Wat ook meespeelde, was dat de genodigde schrijvers weinig plezier leken te beleven aan het weerzien met publiek, wegens coronabeperkende maatregelen zo'n vijftig man. Gerbrand Bakker vertelde om te beginnen desgevraagd nog steeds met depressiviteit te worstelen. "Wat er vandaag gebeurt, is eigenlijk veel te veel. Ik moet één ding doen op een dag. Dit gesprek had het voor mij moeten zijn."

Interviewer nummer twee, Emy Koopman, wilde van Hanna Bervoets weten of deze het nog steeds eng vindt een boek uit te brengen. Dat bleek het geval. Aan schrijven beleeft Bervoets veel plezier, maar aan het gedoe eromheen steeds minder. "Vijf jaar geleden zou ik nooit hebben gedacht dat dit uit mijn mond zou komen: 'Alweer een interview'."

Auke Hulst vertelde op zijn beurt over een 'complete disconnect' tussen het leven dat een schrijver met een boek heeft en het leven dat het boek daarna gaat leiden. "De ergste periode is het moment vlak voordat ik het inlever en de drie maanden nadat het is uitgekomen, de periode waarin je er geen controle meer over hebt. En het stomme is, dat als het heel goed gaat, dat je het niet echt gelooft."

Heel openhartig allemaal. Maar als je maanden achtereen vanuit 'de culturele sector' hebt horen roepen hoe erg het is dat 'zij wel' open mogen en 'wij niet' en hoe onrechtvaardig dat is, en 'niet uit te leggen', dan is vijftien euro voor zoveel oprechtheid iets te veel van het goede.

Bovenstaande wil niet zeggen dat er zaterdagavond 'niets aan' was. Gedurende twee uur werd er zoveel gezegd, aangeraakt en vervolgens genuanceerd dat het welbeschouwd onmogelijk is de complete avond op deze plek recht te doen. Vandaar dat alle betrokkenen, de uitgenodigde schrijvers voorop, door mij tekort worden gedaan.

Bakker maakte een behoorlijk montere indruk en was bij vlagen zelfs grappig. Vooral toen hij onthulde dat het motto voorin zijn nieuwe roman De kapperszoon, het titellied van de tv-kinderserie Beertje Colargol, is opgenomen als sneer naar schrijvers die motto's opnemen van Ludwig Wittgenstein, Sylvia Plath et cetera.

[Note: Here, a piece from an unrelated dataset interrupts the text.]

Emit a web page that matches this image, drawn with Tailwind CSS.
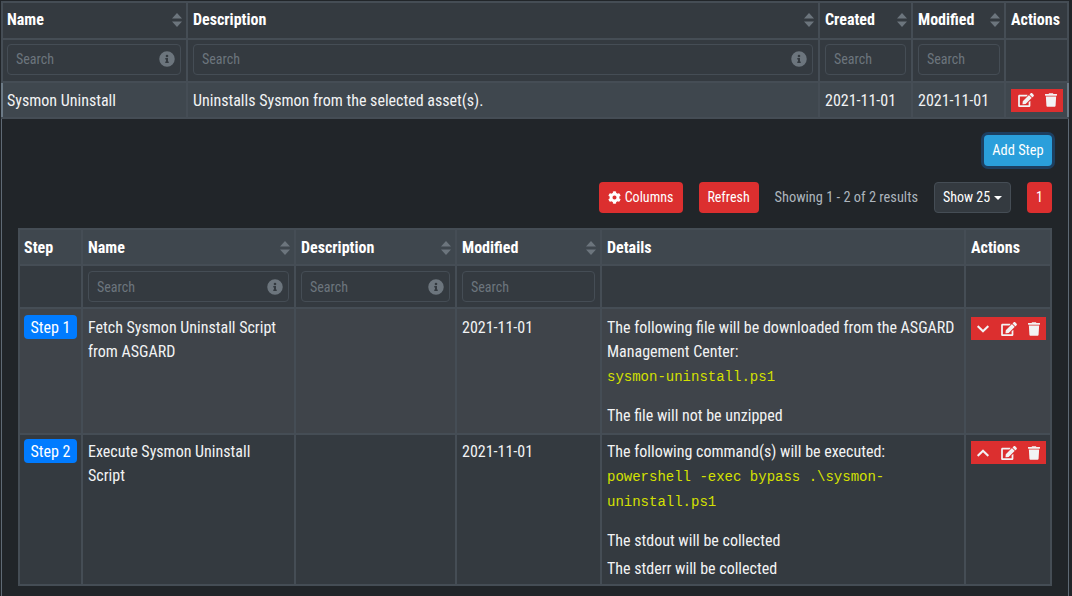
<!DOCTYPE html>
<html>
<head>
<meta charset="utf-8">
<script src="https://cdn.jsdelivr.net/npm/@tailwindcss/browser@4"></script>
</head>
<body class="bg-[#212529] overflow-hidden">
<svg class="hidden">
<symbol id="sort" viewBox="0 0 12 16"><path d="M1 6.500 6 1l5 5.500Z M1 9.500 6 15l5-5.500Z" fill="currentColor"/></symbol>
<symbol id="info" viewBox="0 0 512 512"><path fill="currentColor" d="M256 8a248 248 0 1 0 0 496 248 248 0 0 0 0-496zm0 110a42 42 0 1 1 0 84 42 42 0 0 1 0-84zm56 254c0 7-5 12-12 12h-88c-7 0-12-5-12-12v-24c0-7 5-12 12-12h12v-64h-12c-7 0-12-5-12-12v-24c0-7 5-12 12-12h64c7 0 12 5 12 12v100h12c7 0 12 5 12 12v24z"/></symbol>
<symbol id="edit" viewBox="0 0 576 512"><path fill="currentColor" d="M402.600 83.200l90.200 90.200c3.800 3.800 3.800 10 0 13.800L274.400 405.600l-92.800 10.300c-12.400 1.400-22.900-9.100-21.500-21.500l10.300-92.800L388.800 83.200c3.800-3.800 10-3.800 13.800 0zm162-22.900l-48.800-48.800c-15.200-15.200-39.900-15.200-55.200 0l-35.400 35.400c-3.800 3.800-3.800 10 0 13.800l90.200 90.200c3.800 3.800 10 3.800 13.800 0l35.400-35.400c15.200-15.300 15.200-40 0-55.200zM384 346.200V448H64V128h229.800c3.200 0 6.200-1.300 8.500-3.500l40-40c7.600-7.600 2.200-20.500-8.500-20.500H48C21.500 64 0 85.500 0 112v352c0 26.500 21.500 48 48 48h352c26.500 0 48-21.500 48-48V306.200c0-10.700-12.900-16-20.500-8.500l-40 40c-2.200 2.300-3.500 5.300-3.500 8.500z"/></symbol>
<symbol id="trash" viewBox="0 0 448 512"><path fill="currentColor" d="M432 32H312l-9-19c-4-8-12-13-21-13H166c-9 0-17 5-21 13l-9 19H16C7 32 0 39 0 48v32c0 9 7 16 16 16h416c9 0 16-7 16-16V48c0-9-7-16-16-16zM53 467c2 25 23 45 48 45h246c25 0 46-20 48-45l21-339H32l21 339z"/></symbol>
<symbol id="down" viewBox="0 0 448 512"><path fill="currentColor" d="M207 381 13 187c-9-9-9-24 0-34l23-22c9-10 24-10 34 0l154 153 154-153c10-10 25-10 34 0l23 22c9 10 9 25 0 34L241 381c-9 10-25 10-34 0z"/></symbol>
<symbol id="up" viewBox="0 0 448 512"><path fill="currentColor" d="M241 131l194 194c9 9 9 24 0 34l-23 22c-9 10-24 10-34 0L224 228 70 381c-10 10-25 10-34 0l-23-22c-9-10-9-25 0-34l194-194c9-10 25-10 34 0z"/></symbol>
<symbol id="gear" viewBox="0 0 512 512"><path fill="currentColor" d="m487 316-42-25a190 190 0 0 0 0-70l42-25c5-3 7-9 5-14-11-35-30-67-54-93-4-4-10-5-15-2l-42 24a190 190 0 0 0-61-35V28c0-6-4-10-9-11a222 222 0 0 0-110 0c-5 1-9 5-9 11v48a190 190 0 0 0-61 35L89 87c-5-3-11-2-15 2-24 26-43 58-54 93-2 5 0 11 5 14l42 25a190 190 0 0 0 0 70l-42 25c-5 3-7 9-5 14 11 35 30 67 54 93 4 4 10 5 15 2l42-24a190 190 0 0 0 61 35v48c0 6 4 10 9 11a222 222 0 0 0 110 0c5-1 9-5 9-11v-48a190 190 0 0 0 61-35l42 24c5 3 11 2 15-2 24-26 43-58 54-93 2-5 0-11-5-14zM256 336a80 80 0 1 1 0-160 80 80 0 0 1 0 160z"/></symbol>
</svg>
<div class="w-[1072px] h-[596px] overflow-hidden font-['Roboto',sans-serif] [font-stretch:75%] text-[16px] leading-[24px] text-white">
<div class="px-px pt-px">
<table class="table-fixed border-collapse w-[1068px] bg-[#343a40]">
<colgroup><col class="w-[185px]"><col class="w-[632px]"><col class="w-[93px]"><col class="w-[93px]"><col class="w-[63px]"></colgroup>
<thead>
<tr class="h-[37px]">
<th class="border-2 border-[#454d55] pl-1 pr-[5px] pb-[2px] text-left font-bold"><div class="flex items-center justify-between">Name<svg class="w-3 h-4 text-[#6c757d] mr-[-2px]"><use href="#sort"/></svg></div></th>
<th class="border-2 border-[#454d55] px-[5px] pb-[2px] text-left font-bold"><div class="flex items-center justify-between">Description<svg class="w-3 h-4 text-[#6c757d] mr-[-2px]"><use href="#sort"/></svg></div></th>
<th class="border-2 border-[#454d55] px-[5px] pb-[2px] text-left font-bold"><div class="flex items-center justify-between">Created<svg class="w-3 h-4 text-[#6c757d] mr-[-2px]"><use href="#sort"/></svg></div></th>
<th class="border-2 border-[#454d55] px-[5px] pb-[2px] text-left font-bold"><div class="flex items-center justify-between">Modified<svg class="w-3 h-4 text-[#6c757d] mr-[-2px]"><use href="#sort"/></svg></div></th>
<th class="border-2 border-[#454d55] px-[5px] pb-[2px] text-left font-bold">Actions</th>
</tr>
<tr class="h-[43px]">
<td class="border-2 border-[#454d55] pl-1 pr-[5px] pb-[3px]"><div class="h-[31px] border border-[#454d55] rounded px-2 flex items-center justify-between text-[14px] text-[#6c757d]">Search<svg class="w-4 h-4 mr-[-3px]"><use href="#info"/></svg></div></td>
<td class="border-2 border-[#454d55] px-[5px] pb-[3px]"><div class="h-[31px] border border-[#454d55] rounded px-2 flex items-center justify-between text-[14px] text-[#6c757d]">Search<svg class="w-4 h-4 mr-[-3px]"><use href="#info"/></svg></div></td>
<td class="border-2 border-[#454d55] px-[5px] pb-[3px]"><div class="h-[31px] border border-[#454d55] rounded px-2 flex items-center text-[14px] text-[#6c757d]">Search</div></td>
<td class="border-2 border-[#454d55] px-[5px] pb-[3px]"><div class="h-[31px] w-[82px] border border-[#454d55] rounded px-2 flex items-center text-[14px] text-[#6c757d]">Search</div></td>
<td class="border-2 border-[#454d55]"></td>
</tr>
</thead>
<tbody>
<tr class="h-[36px] bg-[#3f474e] text-[#f2f3f4]">
<td class="border-2 border-[#454d55] border-t-[#6c7a86] border-l-[#6c7a86] pl-1 pt-[2px]">Sysmon Uninstall</td>
<td class="border-2 border-[#454d55] border-t-[#6c7a86] px-[5px] pt-[2px]">Uninstalls Sysmon from the selected asset(s).</td>
<td class="border-2 border-[#454d55] border-t-[#6c7a86] px-[5px] pt-[2px]">2021-11-01</td>
<td class="border-2 border-[#454d55] border-t-[#6c7a86] px-[5px] pt-[2px]">2021-11-01</td>
<td class="border-2 border-[#454d55] border-t-[#6c7a86] border-r-[#6c7a86] px-[5px]"><div class="w-[52px] h-[23px] bg-[#dc2f2f] flex items-center pl-[7px] gap-[11px]"><svg class="w-4 h-[14px]"><use href="#edit"/></svg><svg class="w-3 h-[14px]"><use href="#trash"/></svg></div></td>
</tr>
</tbody>
</table>
</div>
<div class="border-x border-[#5f6a75] w-[1068px] ml-px px-4 h-[477px]">
<div class="flex justify-end pt-4 pb-4">
<button class="h-[31px] w-[68px] pt-[2px] bg-[#2a9fdb] rounded text-[14.4px] leading-none text-white ring-[3px] ring-[#1d3f60]">Add Step</button>
</div>
<div class="flex justify-end items-center h-[31px] text-[14px]">
<button class="h-[31px] w-[84px] pb-[2px] bg-[#dc2f2f] rounded flex items-center justify-center gap-1"><svg class="w-[13px] h-[13px] mt-[2px]"><use href="#gear"/></svg>Columns</button>
<button class="h-[31px] w-[60px] pb-[2px] ml-4 bg-[#dc2f2f] rounded">Refresh</button>
<span class="ml-4 text-[14.4px] text-[#adb5bd]">Showing 1 - 2 of 2 results</span>
<button class="h-[31px] w-[77px] pb-[2px] ml-4 bg-[#343a40] border border-[#454d55] rounded flex items-center justify-center gap-1">Show 25<span class="border-x-4 border-x-transparent border-t-4 border-t-white mt-[2px]"></span></button>
<button class="h-[31px] w-[25px] pb-[2px] ml-4 bg-[#dc2f2f] rounded">1</button>
</div>
<table class="table-fixed border-collapse w-[1034px] mt-[15px] bg-[#343a40]">
<colgroup><col class="w-[63px]"><col class="w-[213px]"><col class="w-[161px]"><col class="w-[145px]"><col class="w-[364px]"><col class="w-[86px]"></colgroup>
<thead>
<tr class="h-[36px] bg-[#3f474e]">
<th class="border-2 border-[#454d55] pl-1 pr-[5px] pt-[2px] text-left font-bold">Step</th>
<th class="border-2 border-[#454d55] px-[5px] pt-[2px] text-left font-bold"><div class="flex items-center justify-between">Name<svg class="w-3 h-4 text-[#6c757d] mr-[-2px]"><use href="#sort"/></svg></div></th>
<th class="border-2 border-[#454d55] px-[5px] pt-[2px] text-left font-bold"><div class="flex items-center justify-between">Description<svg class="w-3 h-4 text-[#6c757d] mr-[-2px]"><use href="#sort"/></svg></div></th>
<th class="border-2 border-[#454d55] px-[5px] pt-[2px] text-left font-bold"><div class="flex items-center justify-between">Modified<svg class="w-3 h-4 text-[#6c757d] mr-[-2px]"><use href="#sort"/></svg></div></th>
<th class="border-2 border-[#454d55] px-[5px] pt-[2px] text-left font-bold">Details</th>
<th class="border-2 border-[#454d55] px-[5px] pt-[2px] text-left font-bold">Actions</th>
</tr>
<tr class="h-[43px]">
<td class="border-2 border-[#454d55]"></td>
<td class="border-2 border-[#454d55] px-[5px]"><div class="h-[31px] border border-[#454d55] rounded px-2 flex items-center justify-between text-[14px] text-[#6c757d]">Search<svg class="w-4 h-4 mr-[-3px]"><use href="#info"/></svg></div></td>
<td class="border-2 border-[#454d55] px-[5px]"><div class="h-[31px] border border-[#454d55] rounded px-2 flex items-center justify-between text-[14px] text-[#6c757d]">Search<svg class="w-4 h-4 mr-[-3px]"><use href="#info"/></svg></div></td>
<td class="border-2 border-[#454d55] px-[5px]"><div class="h-[31px] border border-[#454d55] rounded px-2 flex items-center text-[14px] text-[#6c757d]">Search</div></td>
<td class="border-2 border-[#454d55]"></td>
<td class="border-2 border-[#454d55]"></td>
</tr>
</thead>
<tbody>
<tr class="h-[126px] bg-[#3f444a] align-top text-[#f2f3f4]">
<td class="border-2 border-[#454d55] pl-1 pr-[5px] pt-[6px]"><span class="block bg-[#007bff] text-white rounded-[4px] w-[53px] h-[24px] leading-[26px] text-center">Step 1</span></td>
<td class="border-2 border-[#454d55] px-[5px] pt-[7px]">Fetch Sysmon Uninstall Script from ASGARD</td>
<td class="border-2 border-[#454d55]"></td>
<td class="border-2 border-[#454d55] px-[5px] pt-[7px]">2021-11-01</td>
<td class="border-2 border-[#454d55] px-[5px] pt-[7px]">The following file will be downloaded from the ASGARD Management Center:<div class="mt-px font-['Liberation_Mono',monospace] [font-stretch:100%] text-[14px] leading-[25px] text-[#d4e000]">sysmon-uninstall.ps1</div><div class="mt-[14px]">The file will not be unzipped</div></td>
<td class="border-2 border-[#454d55] px-[5px] pt-[8px]"><div class="w-[75px] h-[23px] bg-[#dc2f2f] flex items-center pl-[6px] gap-[12px]"><svg class="w-3 h-[14px]"><use href="#down"/></svg><svg class="w-4 h-[14px]"><use href="#edit"/></svg><svg class="w-3 h-[14px] ml-[-1px]"><use href="#trash"/></svg></div></td>
</tr>
<tr class="h-[151px] align-top text-[#f2f3f4]">
<td class="border-2 border-[#454d55] pl-1 pr-[5px] pt-[4px]"><span class="block bg-[#007bff] text-white rounded-[4px] w-[53px] h-[24px] leading-[26px] text-center">Step 2</span></td>
<td class="border-2 border-[#454d55] px-[5px] pt-[5px]">Execute Sysmon Uninstall Script</td>
<td class="border-2 border-[#454d55]"></td>
<td class="border-2 border-[#454d55] px-[5px] pt-[5px]">2021-11-01</td>
<td class="border-2 border-[#454d55] px-[5px] pt-[5px]">The following command(s) will be executed:<div class="mt-px font-['Liberation_Mono',monospace] [font-stretch:100%] text-[14px] leading-[25px] text-[#d4e000]">powershell -exec bypass .\sysmon-uninstall.ps1</div><div class="mt-[14px]">The stdout will be collected</div><div class="mt-[4px]">The stderr will be collected</div></td>
<td class="border-2 border-[#454d55] px-[5px] pt-[6px]"><div class="w-[75px] h-[23px] bg-[#dc2f2f] flex items-center pl-[6px] gap-[12px]"><svg class="w-3 h-[14px]"><use href="#up"/></svg><svg class="w-4 h-[14px]"><use href="#edit"/></svg><svg class="w-3 h-[14px] ml-[-1px]"><use href="#trash"/></svg></div></td>
</tr>
</tbody>
</table>
</div>
</div>
</body>
</html>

Op weg naar huis wilde ik van mijn medeganger weten wat zij interessant had gevonden aan Het kleine gebeuren. Ze vatte daarop samen wat door Bervoets en Hulst was gezegd over de populariteit van science fiction onder Nederlandse schrijvers in Nederland op dit moment. Hulst toonde zich, ietwat beschroomd, beroofd van zijn niche en merkte voorzichtig op 'dat schrijvers een zekere kennis moeten hebben van wat er al is om niet alle open deuren in te trappen'.

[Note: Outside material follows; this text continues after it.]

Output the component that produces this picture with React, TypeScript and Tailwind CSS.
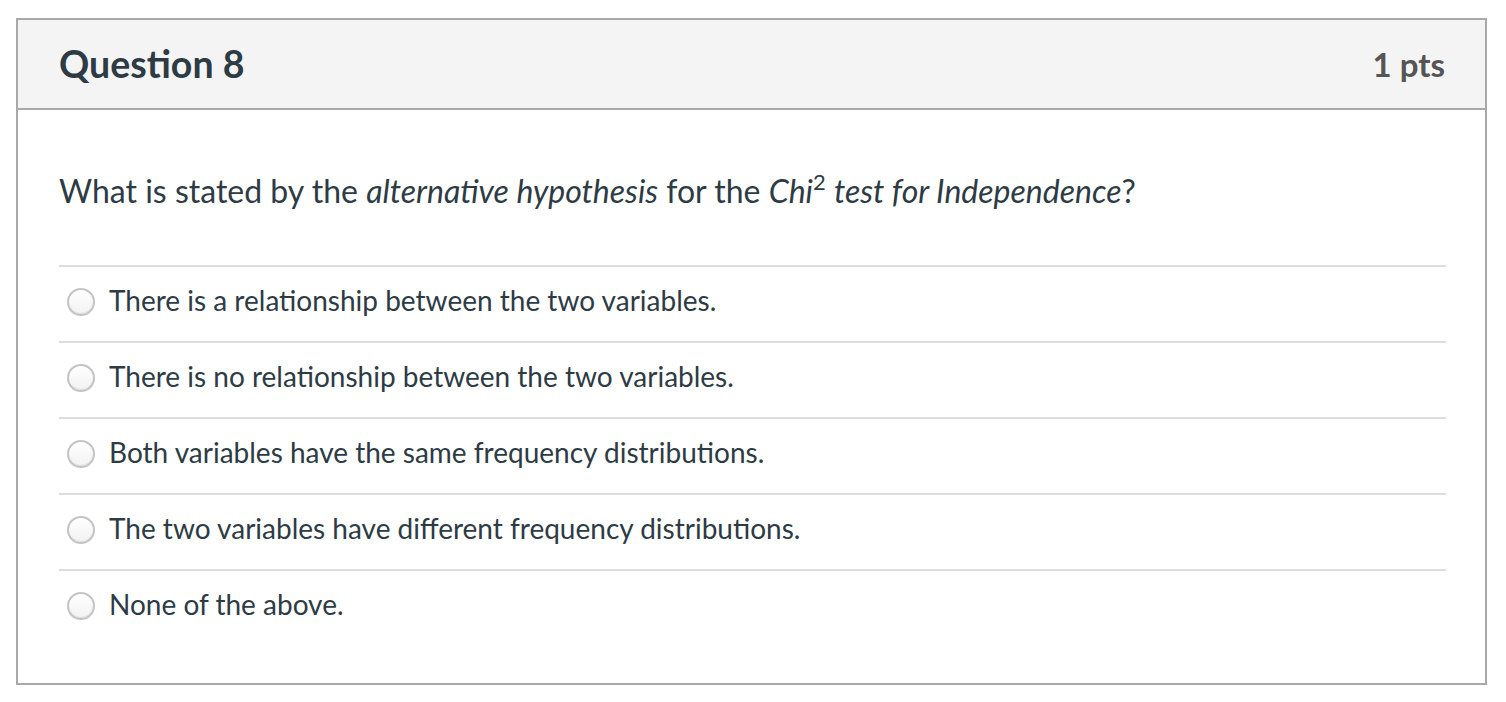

Hanna Bervoets had stilgestaan bij de ondergeschikte positie van science fiction, toekomstverhalen en speculatieve fictie in het Nederlandse boekenvak. "In Nederland heb je literatuur en je hebt genreboeken. Genreboeken worden niet besproken – dat heeft te maken met het onderscheid tussen hoge en lage literatuur. Science fiction zijn genreboeken = lagere literatuur."  

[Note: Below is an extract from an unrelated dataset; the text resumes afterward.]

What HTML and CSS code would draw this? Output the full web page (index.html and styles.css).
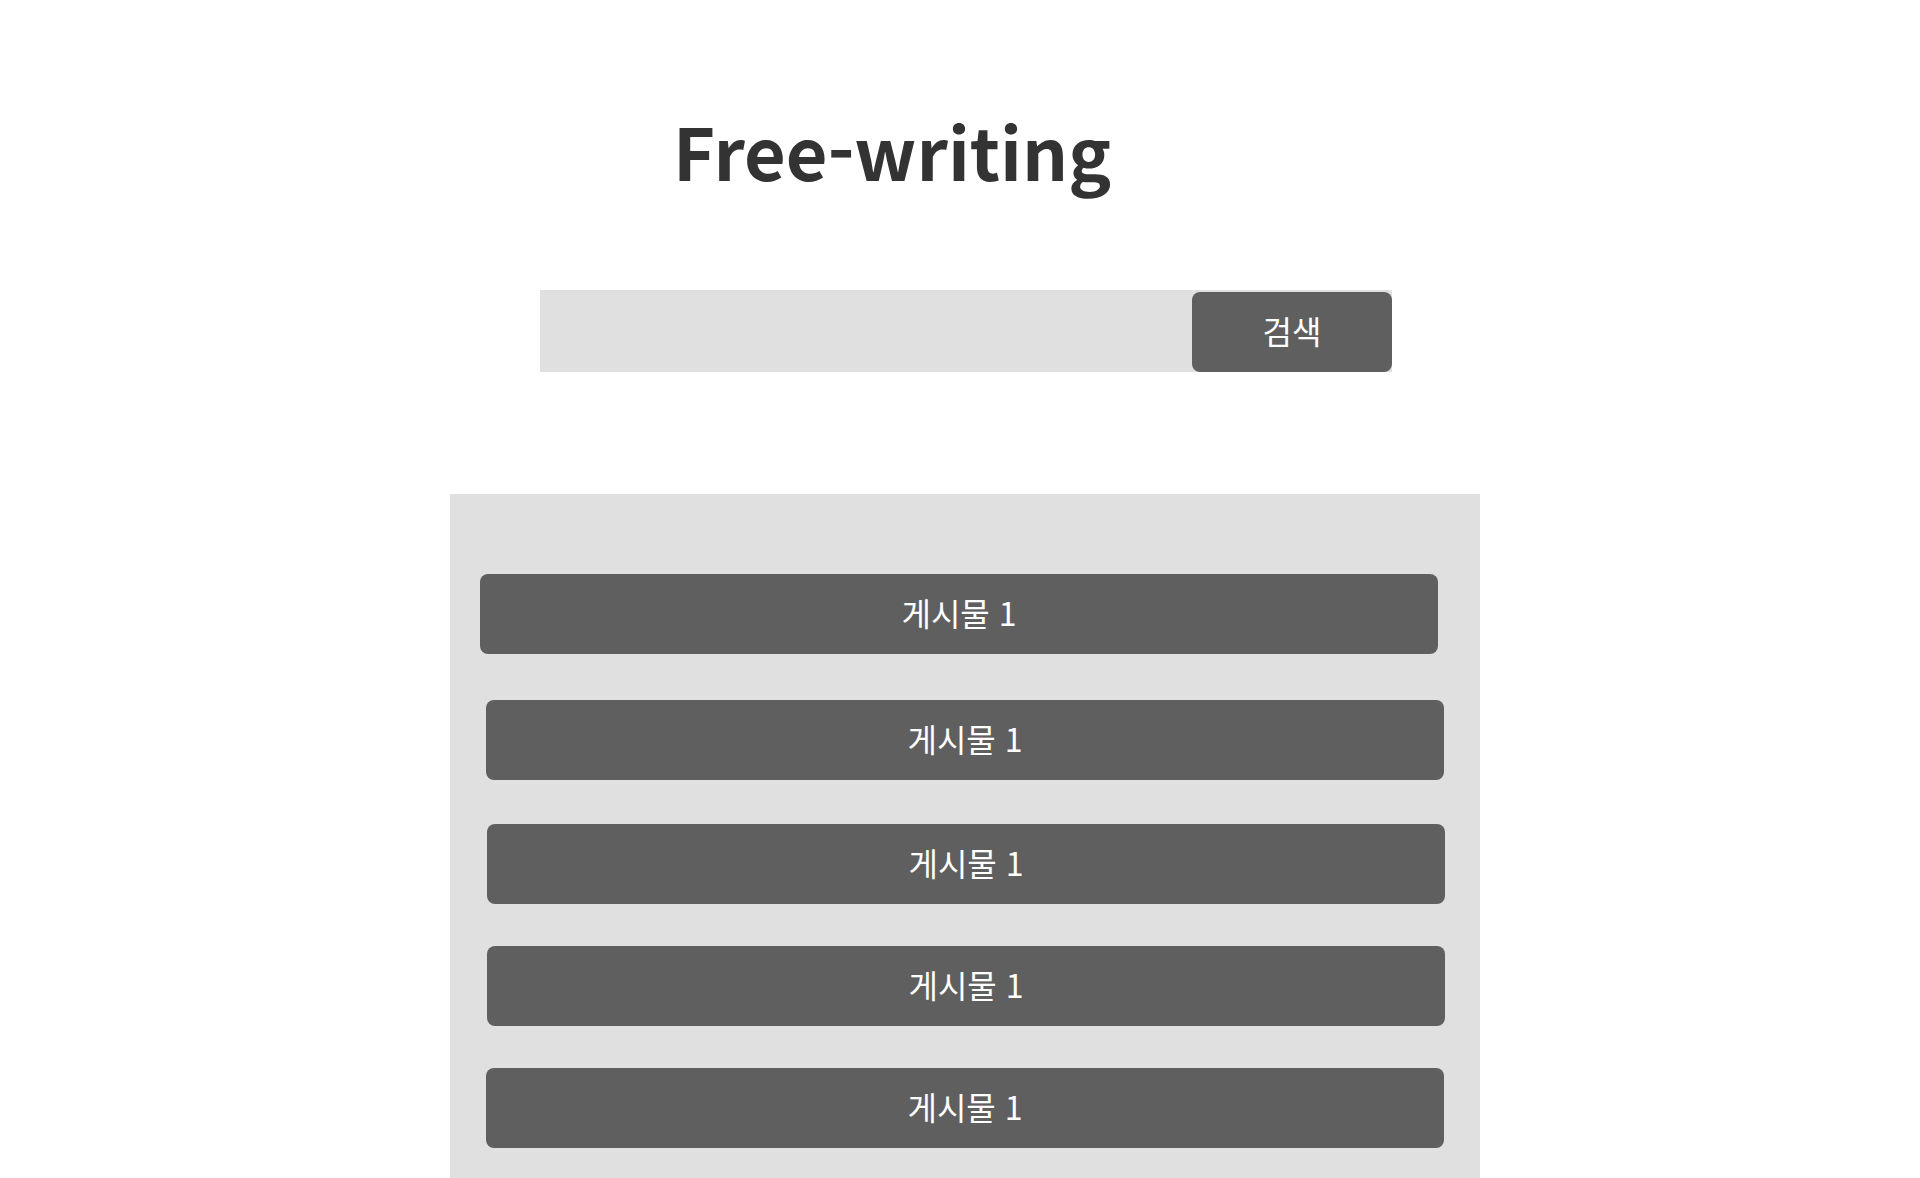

Mij was van de avond vooral het antwoord van Bakker bijgebleven op de vraag 'of hij iemand is geworden door een boek te schrijven'. "Misschien was het ooit mijn doel, maar ik heb inmiddels gemerkt dat het voor mij zo niet werkt", had hij geantwoord. Met daarna een grote relativering van de literatuur: "We hebben het er bij ons thuis wel eens over als er weer een boek van mij uitkomt: Er komt weer een boek! En dan verschijnen de volgende dag nog tien andere boeken."